Both. Spain is one of the European countries with most diverse ecosystems. The local weather ranges from "tropical Mexico" to "Siberian winter". We have deserts and relic cloud rainforests. The inner core is dry and hot (not much unlike US pairies), the North is like Ireland and the West would be similar to California. Canary Islands are subtropical.
Currently most big cities are reaching over the 104ºF (40ºC). A pretty hot year. Environmental crimes made it much worse, so we are having a dry year also.
(Stupid note for myself: It seems that all the years with big wars are extra hot. Somebody should study how all this extra energy released locally by bombs and missiles interact with the weather models).
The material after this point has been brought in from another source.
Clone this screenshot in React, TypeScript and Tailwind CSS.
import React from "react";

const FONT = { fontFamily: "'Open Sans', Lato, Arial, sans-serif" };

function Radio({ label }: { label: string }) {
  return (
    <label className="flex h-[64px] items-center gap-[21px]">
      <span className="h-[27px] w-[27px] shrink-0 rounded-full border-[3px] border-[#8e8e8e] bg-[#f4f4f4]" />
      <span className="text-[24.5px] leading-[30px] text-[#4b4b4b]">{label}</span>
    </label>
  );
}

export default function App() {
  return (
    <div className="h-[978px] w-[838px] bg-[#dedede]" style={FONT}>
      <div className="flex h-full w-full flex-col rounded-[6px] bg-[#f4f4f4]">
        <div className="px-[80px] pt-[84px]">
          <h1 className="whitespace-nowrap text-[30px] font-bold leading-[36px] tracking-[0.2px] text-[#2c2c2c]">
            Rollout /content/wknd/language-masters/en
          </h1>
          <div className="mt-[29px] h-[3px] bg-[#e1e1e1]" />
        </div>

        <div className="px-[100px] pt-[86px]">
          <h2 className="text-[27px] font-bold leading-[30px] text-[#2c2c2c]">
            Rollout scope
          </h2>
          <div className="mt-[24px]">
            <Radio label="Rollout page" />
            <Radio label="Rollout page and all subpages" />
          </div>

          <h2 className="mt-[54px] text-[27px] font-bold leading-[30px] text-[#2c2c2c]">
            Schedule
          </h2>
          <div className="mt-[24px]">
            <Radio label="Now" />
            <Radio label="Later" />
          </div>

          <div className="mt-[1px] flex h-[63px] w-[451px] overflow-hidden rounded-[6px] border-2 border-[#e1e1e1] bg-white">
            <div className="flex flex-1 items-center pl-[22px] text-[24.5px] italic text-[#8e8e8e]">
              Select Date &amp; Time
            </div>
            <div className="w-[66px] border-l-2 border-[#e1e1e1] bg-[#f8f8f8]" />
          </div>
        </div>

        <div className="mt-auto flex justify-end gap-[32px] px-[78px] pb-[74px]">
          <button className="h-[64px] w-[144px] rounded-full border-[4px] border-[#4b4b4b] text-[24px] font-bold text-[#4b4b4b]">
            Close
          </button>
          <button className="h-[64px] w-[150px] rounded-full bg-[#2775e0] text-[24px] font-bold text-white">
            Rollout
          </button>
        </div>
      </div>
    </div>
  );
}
27 is a comfortable indoor temperature for me (if I wear a T-shirt and don’t do heavy physical work). I wonder where a big difference in preferred temperature comes from, given that body temperature is almost the same for all healthy people?
You better understand Celsius when you use body thermometer. Normal body temperature is 37, 38 is a light fever, 40 is severe fever.
So 27 is temperature of a pleasant summer day, not too hot not too cold.
Sorry, I should have clarified I meant when it's hot, which I think was what OP meant in the context of AC.
When I meant dry, is that when it's hot (like the 35+°C), it's dry, not that it's never humid. Entire days with 30+ and 100% humidity pretty much never happens in Europe.
For instance, Bilbao is quite humid right now (about 80%), but max temps are in the 25°C.
Madrid is expected to reach 39°C today, but humidity is about 30%.
Celsius was based on scientific ideas and works great for describing scientific processes. Fahrenheit was based on everyday weather experience and works great for describing that. They're of course equivalent, and it would be better if the world could agree on one standard (not just for temp, cough cough, metric system).